Des biens au Portugal, des investisseurs en Allemagne

Les 13 millions d'euros collectés aujourd'hui vont permettre à l'entreprise d'enclencher la deuxième phase de son plan de croissance, en renforçant ses équipes et en accélérant son développement à l'international.

« Nous avons pris de six mois de retard en raison de l'argent de la précédente levée de fonds qui était bloqué, indique Cédric O'Neill. Pour nous développer en Europe, nous irons dans certains pays où il est intéressant d'acheter de l'immobilier, comme le Portugal ou l'Espagne mais nous n'y développerons pas de site car nous allons plutôt cibler les investisseurs de l'Europe du Nord, comme l'Allemagne ou le Danemark, pour les inciter à acheter dans des pays où la rentabilité est meilleur que chez eux.

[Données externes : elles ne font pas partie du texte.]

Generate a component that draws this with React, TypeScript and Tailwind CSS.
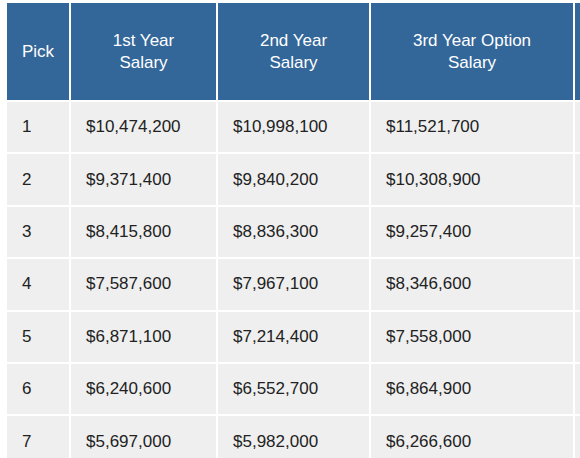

C'est un développement que nous allons opérer depuis Montpellier, en accentuant notamment notre communication via les réseaux sociaux et les influenceurs, et en investissant sur le marketing. »

Alors que Bricks.co emploie aujourd'hui 45 personnes, la startup annonce vouloir en recruter une vingtaine d'autres dans les prochains mois, « en développement informatique et en développement commercial », précise Cédric O'Neill.

La startup quittera les locaux du Village by CA de Montpellier dans quatre jours, pour s'installer dans les anciens bureaux de Sopra Steria.

Quant à son ambition de financer quelque 300 millions d'euros de nouvelles propriétés d'ici fin 2022, Cédric O'Neill concède un ajustement : « Les financements bancaires n'ont pas suivi à hauteur de 50% sur les propriétés que nous acquérons car les problématiques réglementaires évoquées ne rassurent pas les banquiers. Ce qui va s'arranger avec l'accréditation PSFP et le contrat d'obligations... D'autant que dans le contexte actuel des taux d'usure qui empêchent les gens d'obtenir des prêts, l'immobilier fractionné monte en puissance ».